Donnie Hair www.thebeachsideresident.com
Just after the
formation of the Professional Karate Association in 1974, Brevard County
became the unlikely nexus of East Coast kickboxing tournaments, and fabled Cocoa
Beach night club Brassy's served as the sport's even unlikelier premier
venue in short order.
ESPN began broadcasting PKA kickboxing events from Brassy's in
1981, and Donnie Hair, along with the legendary Don "The
Dragon" Wilson, his mentor and Brassy's fight promoter, was
regularly featured in those first filmed bouts.
"Fighting at Brassy's was awesome," Hair,
a Cocoa Beach resident since the age of four, recalls. "The events were
always packed, and it was always exciting fighting with Don Wilson as the main
event."
A formidable kickboxing champion who was rated 6th in the
world, Hair is now the president of the Cocoa-based USA MMA
Kickboxing Promotions, and it's through it that Brevard will once again play
host to the sport with a series of fights at
Levelz night club in downtown Melbourne. It's also a company that prides
itself on an adherence to the honorable precepts of pure karate -- and
kickboxing, its logical descendant -- that helped make the sport the phenomenon
it has since become.
After reading a book called "Karate for Kids"
while in elementary school here, Hair fell in love with karate, and his
enthrallment with a 7th-grade friend's "Yoshukai Karate"
t-shirt is what sparked his interest in the pursuit.
Of the myriad
branches of karate, Yoshukai is one that is defined more by mental than
physical discipline.
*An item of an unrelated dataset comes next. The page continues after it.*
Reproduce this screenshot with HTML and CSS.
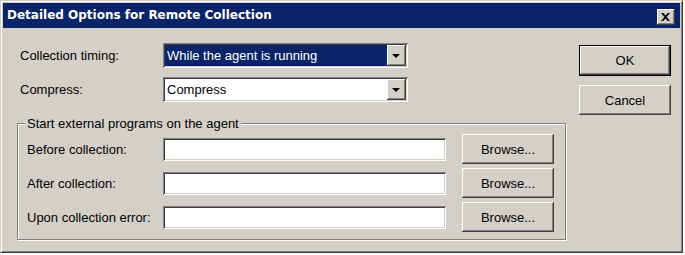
FILE: index.html
```html
<!DOCTYPE html>
<html>
<head>
<meta charset="utf-8">
<link rel="stylesheet" href="styles.css">
</head>
<body>
<div class="window">
  <div class="titlebar">
    <span class="title">Detailed Options for Remote Collection</span>
    <span class="close"><svg width="9" height="8" viewBox="0 0 9 8"><path d="M0 0h2.3l2.2 2.6L6.7 0H9L5.7 4 9 8H6.7L4.5 5.4 2.3 8H0l3.3-4z" fill="#000"/></svg></span>
  </div>
  <div class="content">
    <div class="main">
      <div class="row">
        <span class="lbl">Collection timing:</span>
        <div class="combo"><div class="combo-text sel">While the agent is running</div><div class="drop"><i class="arrow"></i></div></div>
      </div>
      <div class="row row2">
        <span class="lbl">Compress:</span>
        <div class="combo"><div class="combo-text">Compress</div><div class="drop"><i class="arrow"></i></div></div>
      </div>
      <div class="group">
        <span class="legend">Start external programs on the agent</span>
        <div class="grow"><span class="glbl">Before collection:</span><div class="field"></div><button class="btn browse">Browse...</button></div>
        <div class="grow"><span class="glbl">After collection:</span><div class="field"></div><button class="btn browse">Browse...</button></div>
        <div class="grow"><span class="glbl">Upon collection error:</span><div class="field"></div><button class="btn browse">Browse...</button></div>
      </div>
    </div>
    <div class="side">
      <button class="btn default ok">OK</button>
      <button class="btn cancel">Cancel</button>
    </div>
  </div>
</div>
</body>
</html>
```
FILE: styles.css
```css
html, body {
  margin: 0;
  padding: 0;
  background: #ffffff;
}
body {
  font-family: "Liberation Sans", Arial, sans-serif;
  font-size: 13px;
  color: #000;
}
.window {
  box-sizing: border-box;
  width: 683px;
  height: 253px;
  border: 1px solid;
  border-color: #d4d0c8 #404040 #404040 #d4d0c8;
  box-shadow: inset 1px 1px #ffffff, inset -1px -1px #808080;
  padding: 2px;
  background: #d4d0c8;
  display: flex;
  flex-direction: column;
}
.titlebar {
  height: 25px;
  background: #0a246a;
  display: flex;
  align-items: flex-start;
  padding-left: 4px;
}
.title {
  color: #fff;
  font-family: "DejaVu Sans", sans-serif;
  font-weight: bold;
  font-size: 12px;
  line-height: 25px;
}
.close {
  margin-left: auto;
  margin-right: 5px;
  margin-top: 6px;
  width: 18px;
  height: 16px;
  box-sizing: border-box;
  background: #d4d0c8;
  box-shadow: inset -1px -1px #404040, inset 1px 1px #ffffff, inset -2px -2px #808080;
  display: flex;
  align-items: center;
  justify-content: center;
}
.close svg { display: block; margin-left: -1px; margin-top: -1px; }
.content {
  flex: 1;
  display: flex;
}
.main {
  padding-left: 14px;
  padding-top: 15px;
  width: 549px;
}
.row {
  display: flex;
  align-items: center;
  height: 25px;
  margin-left: 3px;
}
.row2 { margin-top: 9px; }
.lbl { width: 143px; }
.combo {
  box-sizing: border-box;
  width: 245px;
  height: 25px;
  padding: 2px;
  background: #fff;
  box-shadow: inset 1px 1px #808080, inset -1px -1px #ffffff, inset 2px 2px #404040, inset -2px -2px #d4d0c8;
  display: flex;
}
.combo-text {
  flex: 1;
  padding-left: 2px;
  line-height: 21px;
}
.combo-text.sel {
  background: #0a246a;
  color: #fff;
}
.drop {
  box-sizing: border-box;
  width: 19px;
  background: #d4d0c8;
  box-shadow: inset -1px -1px #404040, inset 1px 1px #ffffff, inset -2px -2px #808080;
  display: flex;
  align-items: center;
  justify-content: center;
}
.arrow {
  width: 0;
  height: 0;
  border-left: 4px solid transparent;
  border-right: 4px solid transparent;
  border-top: 4px solid #000;
  margin-left: -1px;
}
.group {
  position: relative;
  box-sizing: border-box;
  width: 549px;
  margin-top: 21px;
  border: 1px solid #808080;
  box-shadow: inset 1px 1px #ffffff, 1px 1px #ffffff;
  padding: 10px 11px 7px 9px;
  display: flex;
  flex-direction: column;
  gap: 4px;
}
.legend {
  position: absolute;
  top: -8px;
  left: 7px;
  padding: 0 2px;
  line-height: 15px;
  background: #d4d0c8;
}
.grow {
  display: flex;
  align-items: center;
  height: 30px;
}
.glbl { width: 136px; }
.field {
  box-sizing: border-box;
  width: 283px;
  height: 23px;
  background: #fff;
  box-shadow: inset 1px 1px #808080, inset -1px -1px #ffffff, inset 2px 2px #404040, inset -2px -2px #d4d0c8;
}
.btn {
  box-sizing: border-box;
  font-family: "Liberation Sans", Arial, sans-serif;
  font-size: 13px;
  color: #000;
  background: #d4d0c8;
  border: none;
  padding: 0;
  box-shadow: inset -1px -1px #404040, inset 1px 1px #ffffff, inset -2px -2px #808080;
}
.browse {
  margin-left: 16px;
  width: 92px;
  height: 30px;
}
.side {
  margin-left: 13px;
  padding-top: 17px;
  display: flex;
  flex-direction: column;
}
.ok {
  width: 92px;
  height: 31px;
}
.default {
  border: 1px solid #000;
}
.cancel {
  width: 92px;
  height: 30px;
  margin-top: 9px;
}
```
Master your mind, to put it simply, and the body will
follow.
Hair is
still understandably nostalgic about his following the Yoshukai path. "Karate
was very different back then from what it is today," he says. "You
earned your belts, you didn't buy them. Classes cost $10 a month, so there was
no financial interest in keeping you around if you didn't train hard and show
respect and discipline. Back then, instructors bragged about how many students
they could make quit, not how many black belts they promoted."
"When I heard about a PKA full-contact event being
held in Melbourne, I asked my teacher,
Sensei
Larry Pate, if I could fight," Hair remembers. "He
said, 'Meet me at the dojo tomorrow night.' We met there -- it was at the Cocoa
Armory -- and he beat the crap out of me and asked if I still wanted to fight
full-contact. My answer was 'Yes, sir!'"
"Kickboxing was actually called 'full-contact karate'
back then," Hair reflects. "The events were held on
concrete floors and the fighters wore newly-invented foam padding on their feet
and hands. I knew at that point I would be a full-contact fighter, but I was too
young. I wasn't able to fight until I earned a brown belt."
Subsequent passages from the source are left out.